In both Verdigris and St Pancras Sunrise other characters suggest the sex worker character get a job in a shop or something like that..
“I think that’s the sort of thing that people say and it’s often out of naivety.
“In the UK soliciting is still illegal so therefore sex workers often get cautions and the caution can last years whereas normally cautions are taken off after a year so therefore an employer doing a search, that would come up and that would be the sort of thing that would put an employer off.
“So it’s not as easy as it sounds.
“They (sex workers) can’t work together so therefore they’re pushed out to be working alone and therefore there’s massive safety issues.
“There have been huge problems with the police.
“It’s been all over the news.
“Obviously the most tragic case recently was Sarah Everard, you know, and, and as regarding that particular issue.
“With (murdered prostitute) Patsy Malone, that was a police officer as well and she was 22 actually. That was just a terrible tragedy, terrible abuse of their position and just the whole thing they’re supposed to protect and doing the actual opposite.
“And then you’ve also got, in the middle of all of that, the whole Irish immigrant in London thing.
“What it’s showing is how much there is an Irish community in England and how much, especially in London, they will often be at the forefront raising a voice for the underdog.
“Blathnaid is a fish out of water.
“It is not her scene but she just has a heart to heart connection with her friend, and that shows the power of heart to heart connections and the ripple out of that, to the group at the end that we see having the courage to stand up.

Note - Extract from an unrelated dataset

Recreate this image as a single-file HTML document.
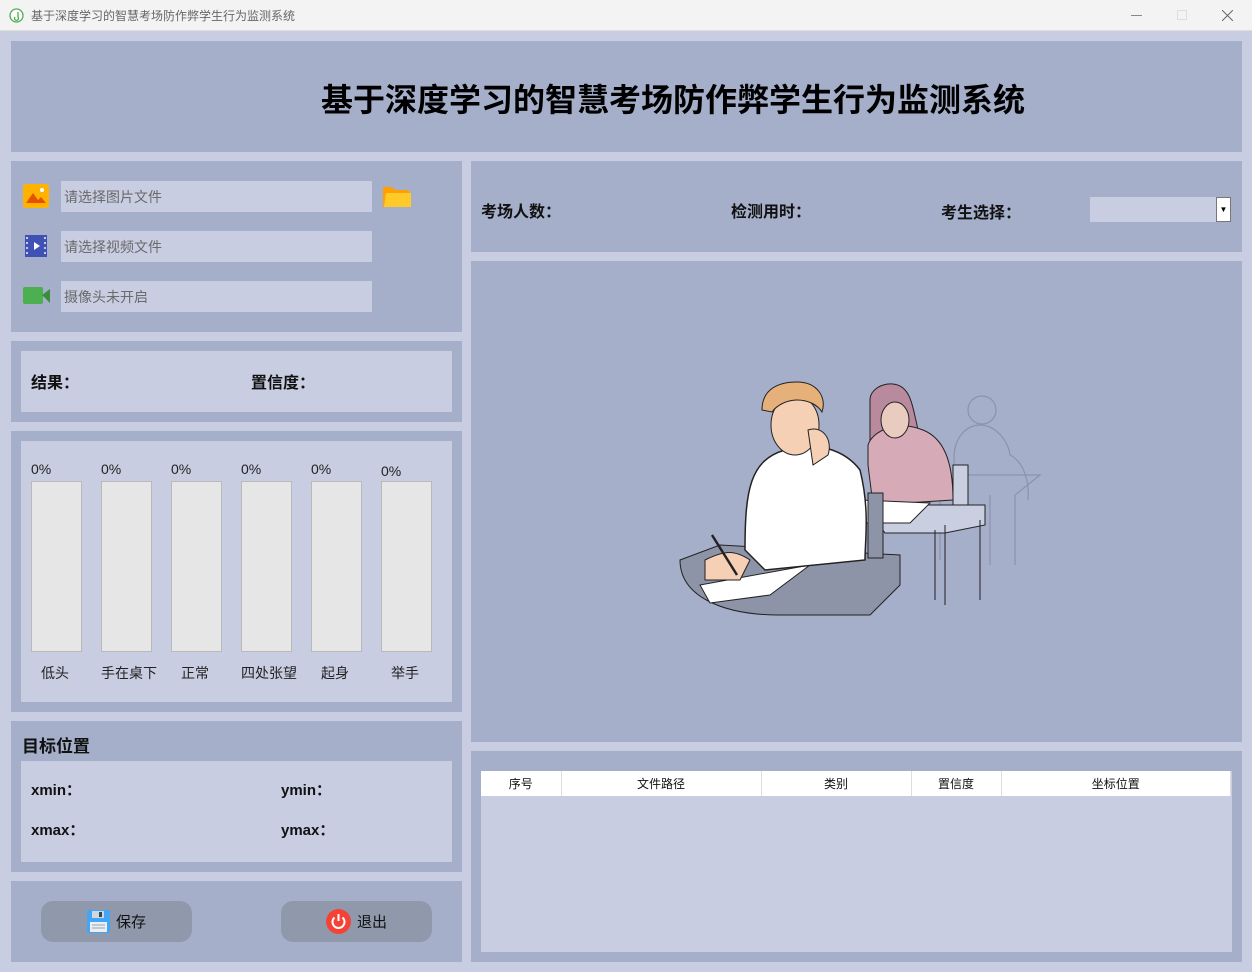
<!DOCTYPE html>
<html><head><meta charset="utf-8"><style>
*{margin:0;padding:0;box-sizing:border-box}
body{width:1252px;height:972px;background:#c8cde2;font-family:"Liberation Sans","Noto Sans CJK SC",sans-serif;position:relative;overflow:hidden}
.a{position:absolute}
.p{position:absolute;background:#a5afca}
.l{position:absolute;background:#c8cde2}
.b{font-weight:bold;font-size:16px;color:#111}
.bar{position:absolute;top:481px;width:51px;height:171px;background:#e6e6e6;border:1px solid #b9b9b9}
.pc{position:absolute;top:461px;font-size:14px;color:#222}
.bl{position:absolute;top:663px;font-size:14px;color:#222}
.inp{position:absolute;left:61px;width:311px;height:31px;background:#c8cde2;color:#6a6a6a;font-size:14px;padding:8px 3px;line-height:17px}
.btn{position:absolute;top:901px;width:151px;height:41px;border-radius:12px;background:#8f99ab;font-size:15px;color:#111;display:flex;align-items:center;justify-content:center;gap:6px}
th{font-weight:normal;font-size:12px;color:#111;height:25px;background:#fff;border-right:1px solid #ddd}
</style></head><body>
<div class="a" style="left:0;top:0;width:1252px;height:31px;background:#f3f3f3;border-bottom:1px solid #ddd"></div>
<svg class="a" style="left:9px;top:8px" width="15" height="15"><circle cx="7.5" cy="7.5" r="6.5" fill="#fff" stroke="#4caf50" stroke-width="1.3"/><path d="M6 9a2 2 0 1 0 3 0V4" stroke="#4caf50" fill="none" stroke-width="1.3"/></svg>
<div class="a" style="left:31px;top:7px;font-size:12px;color:#666">基于深度学习的智慧考场防作弊学生行为监测系统</div>
<div class="a" style="left:1131px;top:15px;width:11px;height:1px;background:#888"></div>
<div class="a" style="left:1177px;top:10px;width:10px;height:10px;border:1px solid #ddd"></div>
<svg class="a" style="left:1222px;top:10px" width="11" height="11"><path d="M0 0L11 11M11 0L0 11" stroke="#666" stroke-width="1"/></svg>

<div class="p" style="left:11px;top:41px;width:1231px;height:111px"></div>
<div class="a" style="left:321px;top:75px;font-size:32px;font-weight:bold;color:#000;white-space:nowrap">基于深度学习的智慧考场防作弊学生行为监测系统</div>

<div class="p" style="left:11px;top:161px;width:451px;height:171px"></div>
<svg class="a" style="left:23px;top:184px" width="26" height="24"><rect width="26" height="24" rx="3" fill="#ffb300"/><path d="M3 19l7-10 5 7 3-3 5 6z" fill="#e65100"/><circle cx="19" cy="6" r="2" fill="#fff"/></svg>
<div class="inp" style="top:181px">请选择图片文件</div>
<svg class="a" style="left:383px;top:185px" width="28" height="22"><path d="M0 2h9l3 3h14v17H0z" fill="#ffa000"/><path d="M3 8h25v14H1z" fill="#ffca28"/></svg>
<svg class="a" style="left:25px;top:235px" width="22" height="22"><rect width="22" height="22" fill="#3f51b5"/><g fill="#c5cae9"><rect x="1" y="2" width="2" height="2"/><rect x="1" y="7" width="2" height="2"/><rect x="1" y="12" width="2" height="2"/><rect x="1" y="17" width="2" height="2"/><rect x="19" y="2" width="2" height="2"/><rect x="19" y="7" width="2" height="2"/><rect x="19" y="12" width="2" height="2"/><rect x="19" y="17" width="2" height="2"/></g><path d="M9 7l6 4-6 4z" fill="#fff"/></svg>
<div class="inp" style="top:231px">请选择视频文件</div>
<svg class="a" style="left:23px;top:287px" width="27" height="17"><rect width="20" height="17" rx="2" fill="#4caf50"/><path d="M19 8l8-6v14z" fill="#388e3c"/></svg>
<div class="inp" style="top:281px">摄像头未开启</div>

<div class="p" style="left:11px;top:341px;width:451px;height:81px"></div>
<div class="l" style="left:21px;top:351px;width:431px;height:61px"></div>
<div class="a b" style="left:31px;top:369px">结果：</div>
<div class="a b" style="left:251px;top:369px">置信度：</div>

<div class="p" style="left:11px;top:431px;width:451px;height:281px"></div>
<div class="l" style="left:21px;top:441px;width:431px;height:261px"></div>
<div class="pc" style="left:31px">0%</div><div class="pc" style="left:101px">0%</div><div class="pc" style="left:171px">0%</div><div class="pc" style="left:241px">0%</div><div class="pc" style="left:311px">0%</div><div class="pc" style="left:381px;top:463px">0%</div>
<div class="bar" style="left:31px"></div><div class="bar" style="left:101px"></div><div class="bar" style="left:171px"></div><div class="bar" style="left:241px"></div><div class="bar" style="left:311px"></div><div class="bar" style="left:381px"></div>
<div class="bl" style="left:41px">低头</div><div class="bl" style="left:101px">手在桌下</div><div class="bl" style="left:181px">正常</div><div class="bl" style="left:241px">四处张望</div><div class="bl" style="left:321px">起身</div><div class="bl" style="left:391px">举手</div>

<div class="p" style="left:11px;top:721px;width:451px;height:151px"></div>
<div class="a b" style="left:22px;top:732px;font-size:17px">目标位置</div>
<div class="l" style="left:21px;top:761px;width:431px;height:101px"></div>
<div class="a b" style="left:31px;top:779px;font-size:15px">xmin：</div>
<div class="a b" style="left:281px;top:779px;font-size:15px">ymin：</div>
<div class="a b" style="left:31px;top:819px;font-size:15px">xmax：</div>
<div class="a b" style="left:281px;top:819px;font-size:15px">ymax：</div>

<div class="p" style="left:11px;top:881px;width:451px;height:81px"></div>
<div class="btn" style="left:41px"><svg width="23" height="23"><rect width="23" height="23" rx="2" fill="#42a5f5"/><rect x="5" y="1" width="12" height="7" fill="#cfd8dc"/><rect x="12" y="2" width="3" height="5" fill="#37474f"/><rect x="3" y="12" width="17" height="10" fill="#eceff1"/><path d="M5 15h13M5 18h13" stroke="#90a4ae"/></svg>保存</div>
<div class="btn" style="left:281px"><svg width="25" height="25"><circle cx="12.5" cy="12.5" r="12.5" fill="#f44336"/><path d="M8.5 8.5a6 6 0 1 0 8 0" stroke="#fff" stroke-width="2" fill="none"/><path d="M12.5 5v7" stroke="#fff" stroke-width="2"/></svg>退出</div>

<div class="p" style="left:471px;top:161px;width:771px;height:91px"></div>
<div class="a b" style="left:481px;top:198px">考场人数：</div>
<div class="a b" style="left:731px;top:198px">检测用时：</div>
<div class="a b" style="left:941px;top:199px">考生选择：</div>
<div class="l" style="left:1090px;top:197px;width:141px;height:25px"></div>
<div class="a" style="left:1216px;top:197px;width:15px;height:25px;background:#fff;border:1px solid #777;font-size:8px;text-align:center;line-height:23px">▼</div>

<div class="p" style="left:471px;top:261px;width:771px;height:481px"></div>
<svg class="a" style="left:670px;top:380px" width="380" height="240" viewBox="670 380 380 240">
<g stroke="#8a93aa" fill="none" stroke-width="1.2"><path d="M955 470c-5-30 10-45 25-45s28 15 30 30c10 5 20 20 18 45"/><circle cx="982" cy="410" r="14"/><path d="M965 475h75l-25 20v70M990 495v70M940 500v60"/></g>
<path d="M865 505h120v20l-40 8h-60z" fill="#c9cfe0" stroke="#222"/><path d="M945 525v80M980 520v80M935 530v70" stroke="#222"/>
<rect x="953" y="465" width="15" height="40" fill="#c9cfe0" stroke="#222"/>
<path d="M870 400c0-15 25-22 35-10 10 10 10 40 20 60l-55 5z" fill="#b98a9e" stroke="#222"/>
<path d="M868 445c5-15 30-25 55-15 20 8 30 30 30 70l-80 5-5-40z" fill="#d7aab8" stroke="#222"/>
<ellipse cx="895" cy="420" rx="14" ry="18" fill="#e9cbbf" stroke="#222"/>
<path d="M860 500l70 3-20 20h-60z" fill="#fff" stroke="#222"/>
<path d="M680 560l40-15 180 10v30l-30 30H780c-60 0-100-20-100-55z" fill="#8d94a8" stroke="#222"/>
<path d="M700 585l110-20-40 30-60 8z" fill="#fff" stroke="#222"/>
<rect x="868" y="493" width="15" height="65" fill="#8d94a8" stroke="#222"/>
<path d="M745 550c0-60 5-90 40-100 30-10 60 0 75 20 10 40 5 70 5 90l-100 10z" fill="#fff" stroke="#222" stroke-width="1.5"/>
<path d="M705 560c20-10 30-10 45 0l-10 20h-35z" fill="#f5d0b5" stroke="#222"/>
<path d="M712 535l25 40" stroke="#222" stroke-width="2.5"/>
<ellipse cx="795" cy="425" rx="24" ry="30" fill="#f5d0b5" stroke="#222"/>
<path d="M762 410c0-20 15-28 35-28s30 15 25 30c-5-8-15-12-25-12-10 0-20 5-25 12z" fill="#e6b07a" stroke="#222"/>
<path d="M808 430c15-5 25 10 20 25l-15 10z" fill="#f5d0b5" stroke="#222"/>
</svg>

<div class="p" style="left:471px;top:751px;width:771px;height:211px"></div>
<div class="l" style="left:481px;top:771px;width:751px;height:181px"></div>
<table class="a" style="left:481px;top:771px;width:750px;border-collapse:collapse"><tr><th style="width:80px">序号</th><th style="width:200px">文件路径</th><th style="width:150px">类别</th><th style="width:90px">置信度</th><th>坐标位置</th></tr></table>
</body></html>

“The lowest of The low, in a way, pushing back and saying, “We aren’t so worthless. We do have a voice and we do want to be heard. And you know what? We deserve to be safe too’.
“All women deserve to be safe, all life deserves to be safe.
Denise Deegan’s The Innkeeper told the story of one girl acting in a nativity play and deciding to make some changes.
Denise Deegan told The Irish World: “It was amazing, great to watch the other films as well.
“That was really exciting and then just the questions and how each of the films touched people just reminds you of the power of art.
“It’s been great. I’ve loved it.”
On the film’s poignant message about the Christmas story being a family looking for a roof for the night while Ireland is now in a housing crisis, Denise said: “It was very important for me to write this story just because of something that happened in Dublin in relation to a homeless person that infuriated me.
“They were mistreated and if I had been a lawyer, I would have taken a pro bono case, but I am not so this story arrived to me so I wrote it down and then I just added a lot of humour to it because I just feel that it’s a great way to get a message across, is to almost distract people, make them laugh, make them really care about the character, and then just drop a bomb at the end.
“And that’s sort of the way it goes.
“It’s about a little girl who’s being bullied at school and it turns out that there’s something much more tragic in her life but we don’t find that out until the end.
“But what was important for me especially is for kids watching it is for them to just watch the story and decide for themselves that, ‘Oh, anybody in my class could be going through something, anything that I might not know about’.”